[START SUPPLIED DATA]

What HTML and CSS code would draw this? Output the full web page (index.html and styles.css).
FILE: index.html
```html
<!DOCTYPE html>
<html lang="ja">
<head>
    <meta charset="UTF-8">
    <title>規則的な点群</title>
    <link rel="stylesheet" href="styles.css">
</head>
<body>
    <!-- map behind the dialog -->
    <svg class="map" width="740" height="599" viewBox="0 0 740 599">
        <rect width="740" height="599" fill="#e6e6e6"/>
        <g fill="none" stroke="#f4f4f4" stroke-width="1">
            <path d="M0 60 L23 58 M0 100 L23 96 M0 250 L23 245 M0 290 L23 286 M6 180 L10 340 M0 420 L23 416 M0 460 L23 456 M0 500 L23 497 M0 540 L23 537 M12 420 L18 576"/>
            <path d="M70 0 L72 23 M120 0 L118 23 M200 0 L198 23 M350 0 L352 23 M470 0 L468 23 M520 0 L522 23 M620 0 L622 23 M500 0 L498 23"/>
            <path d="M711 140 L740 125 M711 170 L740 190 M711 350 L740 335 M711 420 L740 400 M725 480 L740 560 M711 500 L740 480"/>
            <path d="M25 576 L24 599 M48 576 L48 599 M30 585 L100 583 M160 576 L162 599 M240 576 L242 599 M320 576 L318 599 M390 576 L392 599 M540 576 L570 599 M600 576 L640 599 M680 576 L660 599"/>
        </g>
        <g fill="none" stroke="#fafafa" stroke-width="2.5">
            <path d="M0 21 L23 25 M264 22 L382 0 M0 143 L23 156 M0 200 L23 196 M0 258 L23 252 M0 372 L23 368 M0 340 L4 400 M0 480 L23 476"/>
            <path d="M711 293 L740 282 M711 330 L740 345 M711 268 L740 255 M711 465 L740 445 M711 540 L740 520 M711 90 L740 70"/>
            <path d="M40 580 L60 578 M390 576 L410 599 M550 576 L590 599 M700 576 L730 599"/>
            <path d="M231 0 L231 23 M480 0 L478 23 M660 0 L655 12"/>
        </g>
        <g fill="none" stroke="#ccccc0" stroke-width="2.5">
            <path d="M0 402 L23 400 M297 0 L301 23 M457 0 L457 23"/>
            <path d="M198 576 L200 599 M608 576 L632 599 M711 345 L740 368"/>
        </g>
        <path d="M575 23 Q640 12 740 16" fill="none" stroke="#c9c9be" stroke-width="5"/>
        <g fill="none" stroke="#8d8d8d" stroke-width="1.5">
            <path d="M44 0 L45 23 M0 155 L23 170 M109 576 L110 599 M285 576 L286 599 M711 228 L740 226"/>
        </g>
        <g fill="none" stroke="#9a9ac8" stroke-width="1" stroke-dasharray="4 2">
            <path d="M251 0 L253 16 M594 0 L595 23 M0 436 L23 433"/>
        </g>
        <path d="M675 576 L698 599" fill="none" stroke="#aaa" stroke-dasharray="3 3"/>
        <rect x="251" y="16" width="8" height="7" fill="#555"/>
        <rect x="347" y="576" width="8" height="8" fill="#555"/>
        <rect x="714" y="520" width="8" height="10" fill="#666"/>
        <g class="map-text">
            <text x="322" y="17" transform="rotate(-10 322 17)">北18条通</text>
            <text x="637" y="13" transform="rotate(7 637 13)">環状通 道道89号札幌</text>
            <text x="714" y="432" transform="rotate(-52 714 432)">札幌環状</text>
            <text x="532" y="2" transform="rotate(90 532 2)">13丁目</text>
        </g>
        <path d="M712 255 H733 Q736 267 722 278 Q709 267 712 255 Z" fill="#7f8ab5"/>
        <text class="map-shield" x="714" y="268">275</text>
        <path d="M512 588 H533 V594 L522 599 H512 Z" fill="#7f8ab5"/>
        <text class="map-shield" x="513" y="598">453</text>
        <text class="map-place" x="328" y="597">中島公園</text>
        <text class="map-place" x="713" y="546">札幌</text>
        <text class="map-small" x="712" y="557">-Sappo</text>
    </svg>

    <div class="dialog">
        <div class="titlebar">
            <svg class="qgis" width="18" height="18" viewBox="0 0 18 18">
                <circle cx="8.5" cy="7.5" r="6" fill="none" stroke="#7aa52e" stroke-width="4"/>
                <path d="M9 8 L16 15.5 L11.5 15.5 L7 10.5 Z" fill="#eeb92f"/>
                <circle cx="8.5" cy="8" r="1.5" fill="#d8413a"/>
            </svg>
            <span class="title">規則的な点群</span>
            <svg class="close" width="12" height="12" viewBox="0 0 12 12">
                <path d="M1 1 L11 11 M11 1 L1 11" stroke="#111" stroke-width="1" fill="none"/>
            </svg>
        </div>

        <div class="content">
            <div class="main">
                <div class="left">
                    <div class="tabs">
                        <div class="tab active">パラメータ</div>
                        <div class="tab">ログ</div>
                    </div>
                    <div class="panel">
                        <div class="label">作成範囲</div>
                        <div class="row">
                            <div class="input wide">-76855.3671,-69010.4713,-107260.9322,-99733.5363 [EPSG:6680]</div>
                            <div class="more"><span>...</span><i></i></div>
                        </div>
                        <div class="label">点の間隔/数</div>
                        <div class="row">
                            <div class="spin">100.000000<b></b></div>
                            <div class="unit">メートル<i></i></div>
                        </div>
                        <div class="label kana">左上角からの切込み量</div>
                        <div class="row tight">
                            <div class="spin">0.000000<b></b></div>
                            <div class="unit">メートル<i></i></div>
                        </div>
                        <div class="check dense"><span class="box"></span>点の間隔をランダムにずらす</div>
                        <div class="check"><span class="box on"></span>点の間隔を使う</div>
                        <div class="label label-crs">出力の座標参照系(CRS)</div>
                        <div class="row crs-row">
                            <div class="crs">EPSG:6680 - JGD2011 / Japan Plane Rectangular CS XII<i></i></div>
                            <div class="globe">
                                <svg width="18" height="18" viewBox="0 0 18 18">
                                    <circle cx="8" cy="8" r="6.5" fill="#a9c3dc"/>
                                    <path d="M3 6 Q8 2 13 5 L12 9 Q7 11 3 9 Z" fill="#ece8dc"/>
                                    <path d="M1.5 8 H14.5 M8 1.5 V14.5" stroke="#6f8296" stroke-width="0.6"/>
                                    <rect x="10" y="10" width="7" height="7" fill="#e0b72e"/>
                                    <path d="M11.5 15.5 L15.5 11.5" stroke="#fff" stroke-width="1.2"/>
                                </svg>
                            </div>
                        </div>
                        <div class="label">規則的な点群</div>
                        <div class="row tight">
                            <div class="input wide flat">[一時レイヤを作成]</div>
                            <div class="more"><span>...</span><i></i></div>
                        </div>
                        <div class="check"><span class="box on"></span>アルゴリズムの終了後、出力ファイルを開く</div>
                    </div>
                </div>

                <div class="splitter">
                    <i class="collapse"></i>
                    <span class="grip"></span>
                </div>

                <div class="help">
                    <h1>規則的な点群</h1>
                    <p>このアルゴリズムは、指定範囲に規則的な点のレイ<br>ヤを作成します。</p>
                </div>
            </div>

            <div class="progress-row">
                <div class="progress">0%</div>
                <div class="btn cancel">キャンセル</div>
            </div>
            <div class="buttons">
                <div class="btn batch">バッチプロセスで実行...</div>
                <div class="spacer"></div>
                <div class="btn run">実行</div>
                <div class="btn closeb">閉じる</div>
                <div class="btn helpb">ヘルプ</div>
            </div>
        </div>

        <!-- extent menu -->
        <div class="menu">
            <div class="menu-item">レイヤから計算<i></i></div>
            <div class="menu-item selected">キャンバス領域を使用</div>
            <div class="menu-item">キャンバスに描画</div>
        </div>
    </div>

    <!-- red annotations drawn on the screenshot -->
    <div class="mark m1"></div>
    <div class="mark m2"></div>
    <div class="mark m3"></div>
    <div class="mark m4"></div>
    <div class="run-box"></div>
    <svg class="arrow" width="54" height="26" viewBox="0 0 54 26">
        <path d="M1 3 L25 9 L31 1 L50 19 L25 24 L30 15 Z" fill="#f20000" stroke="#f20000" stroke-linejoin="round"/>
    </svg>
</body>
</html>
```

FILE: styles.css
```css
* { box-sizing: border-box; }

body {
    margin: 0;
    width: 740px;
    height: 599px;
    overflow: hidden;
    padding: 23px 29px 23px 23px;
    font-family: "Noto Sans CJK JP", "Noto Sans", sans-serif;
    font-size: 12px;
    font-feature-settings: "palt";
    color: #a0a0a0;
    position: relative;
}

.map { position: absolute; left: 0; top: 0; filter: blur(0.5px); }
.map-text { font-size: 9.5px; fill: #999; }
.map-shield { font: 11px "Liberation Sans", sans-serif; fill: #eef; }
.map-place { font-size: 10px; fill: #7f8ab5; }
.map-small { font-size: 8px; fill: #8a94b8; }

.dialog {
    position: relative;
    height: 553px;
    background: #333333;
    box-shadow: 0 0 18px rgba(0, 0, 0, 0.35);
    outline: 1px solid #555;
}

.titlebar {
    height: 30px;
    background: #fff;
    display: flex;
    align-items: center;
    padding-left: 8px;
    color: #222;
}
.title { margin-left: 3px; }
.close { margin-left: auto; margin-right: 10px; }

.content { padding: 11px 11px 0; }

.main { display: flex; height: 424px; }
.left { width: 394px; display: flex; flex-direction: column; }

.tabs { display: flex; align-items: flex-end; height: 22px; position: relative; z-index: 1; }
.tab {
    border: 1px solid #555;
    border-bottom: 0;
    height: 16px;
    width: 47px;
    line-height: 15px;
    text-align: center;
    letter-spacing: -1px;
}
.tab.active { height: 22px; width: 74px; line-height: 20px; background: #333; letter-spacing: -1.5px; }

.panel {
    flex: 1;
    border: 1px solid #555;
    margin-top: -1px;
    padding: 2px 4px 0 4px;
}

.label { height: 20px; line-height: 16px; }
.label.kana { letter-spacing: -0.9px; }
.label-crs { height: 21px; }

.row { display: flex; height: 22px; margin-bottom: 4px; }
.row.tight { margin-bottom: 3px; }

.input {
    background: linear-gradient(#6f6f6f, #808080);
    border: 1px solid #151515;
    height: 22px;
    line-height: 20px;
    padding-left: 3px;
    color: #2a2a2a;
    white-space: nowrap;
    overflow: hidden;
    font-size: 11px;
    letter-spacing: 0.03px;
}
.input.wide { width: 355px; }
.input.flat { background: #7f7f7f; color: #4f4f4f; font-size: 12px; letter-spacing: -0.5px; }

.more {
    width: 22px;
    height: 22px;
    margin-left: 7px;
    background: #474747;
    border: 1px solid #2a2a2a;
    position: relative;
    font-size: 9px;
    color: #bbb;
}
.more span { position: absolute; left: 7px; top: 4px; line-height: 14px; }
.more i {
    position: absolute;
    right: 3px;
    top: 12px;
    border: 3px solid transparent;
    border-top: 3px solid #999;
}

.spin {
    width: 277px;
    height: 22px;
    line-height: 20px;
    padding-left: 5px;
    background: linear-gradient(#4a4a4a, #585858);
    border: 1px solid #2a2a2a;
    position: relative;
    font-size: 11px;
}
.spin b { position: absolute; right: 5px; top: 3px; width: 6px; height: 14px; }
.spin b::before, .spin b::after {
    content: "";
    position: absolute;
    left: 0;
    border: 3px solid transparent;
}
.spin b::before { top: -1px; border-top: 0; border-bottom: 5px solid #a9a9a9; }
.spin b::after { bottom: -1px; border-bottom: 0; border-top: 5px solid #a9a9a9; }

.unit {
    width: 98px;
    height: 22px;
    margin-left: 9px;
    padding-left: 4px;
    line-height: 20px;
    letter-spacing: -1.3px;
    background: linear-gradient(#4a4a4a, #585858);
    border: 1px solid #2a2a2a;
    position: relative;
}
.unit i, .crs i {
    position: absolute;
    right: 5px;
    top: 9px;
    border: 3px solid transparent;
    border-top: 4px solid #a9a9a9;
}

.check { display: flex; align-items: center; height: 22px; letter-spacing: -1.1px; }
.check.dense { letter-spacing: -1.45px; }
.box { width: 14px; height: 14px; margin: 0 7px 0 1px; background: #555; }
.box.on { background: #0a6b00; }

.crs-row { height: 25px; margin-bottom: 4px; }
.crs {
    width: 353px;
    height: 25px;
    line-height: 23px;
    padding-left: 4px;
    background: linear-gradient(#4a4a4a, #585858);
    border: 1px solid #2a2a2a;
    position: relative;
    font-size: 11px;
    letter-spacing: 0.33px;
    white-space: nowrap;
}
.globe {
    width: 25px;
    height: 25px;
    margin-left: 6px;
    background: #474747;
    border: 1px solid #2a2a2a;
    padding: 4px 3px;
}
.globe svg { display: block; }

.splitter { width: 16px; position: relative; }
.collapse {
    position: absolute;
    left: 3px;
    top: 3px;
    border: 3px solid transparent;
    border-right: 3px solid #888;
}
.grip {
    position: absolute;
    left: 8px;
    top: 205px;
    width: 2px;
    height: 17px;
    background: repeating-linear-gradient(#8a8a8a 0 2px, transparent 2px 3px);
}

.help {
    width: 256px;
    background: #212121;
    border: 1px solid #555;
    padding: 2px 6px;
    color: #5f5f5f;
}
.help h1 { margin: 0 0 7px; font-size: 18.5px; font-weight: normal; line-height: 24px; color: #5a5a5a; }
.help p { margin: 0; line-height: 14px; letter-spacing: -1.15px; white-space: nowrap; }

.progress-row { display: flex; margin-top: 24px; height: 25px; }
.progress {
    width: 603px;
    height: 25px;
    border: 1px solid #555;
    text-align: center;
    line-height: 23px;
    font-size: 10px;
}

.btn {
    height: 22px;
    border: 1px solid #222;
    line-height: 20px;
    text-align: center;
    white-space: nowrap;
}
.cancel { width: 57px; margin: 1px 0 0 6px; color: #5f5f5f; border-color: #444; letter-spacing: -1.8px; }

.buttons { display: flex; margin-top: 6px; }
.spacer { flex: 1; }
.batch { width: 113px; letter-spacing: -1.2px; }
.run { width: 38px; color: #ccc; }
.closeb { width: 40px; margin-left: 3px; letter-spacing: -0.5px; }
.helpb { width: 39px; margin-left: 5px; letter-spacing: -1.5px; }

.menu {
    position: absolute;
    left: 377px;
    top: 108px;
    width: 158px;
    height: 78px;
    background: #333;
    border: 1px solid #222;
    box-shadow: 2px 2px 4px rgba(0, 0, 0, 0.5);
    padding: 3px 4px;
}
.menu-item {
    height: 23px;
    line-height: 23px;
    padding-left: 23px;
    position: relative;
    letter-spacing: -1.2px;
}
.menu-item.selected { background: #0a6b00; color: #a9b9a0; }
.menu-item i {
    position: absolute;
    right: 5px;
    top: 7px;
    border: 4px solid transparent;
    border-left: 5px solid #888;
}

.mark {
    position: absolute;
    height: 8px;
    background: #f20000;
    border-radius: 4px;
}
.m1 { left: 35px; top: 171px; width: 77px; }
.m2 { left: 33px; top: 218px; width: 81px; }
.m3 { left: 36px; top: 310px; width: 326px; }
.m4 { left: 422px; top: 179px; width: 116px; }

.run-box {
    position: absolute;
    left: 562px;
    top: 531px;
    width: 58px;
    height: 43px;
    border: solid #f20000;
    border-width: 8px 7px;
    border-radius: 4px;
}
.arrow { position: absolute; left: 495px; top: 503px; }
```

[END SUPPLIED DATA]

- WHAT IS NEEDED: Your task is to pick out every line with the string "styles" and copy it.

- WRITTEN SOLUTION:
What HTML and CSS code would draw this? Output the full web page (index.html and styles.css).
    <link rel="stylesheet" href="styles.css">
FILE: styles.css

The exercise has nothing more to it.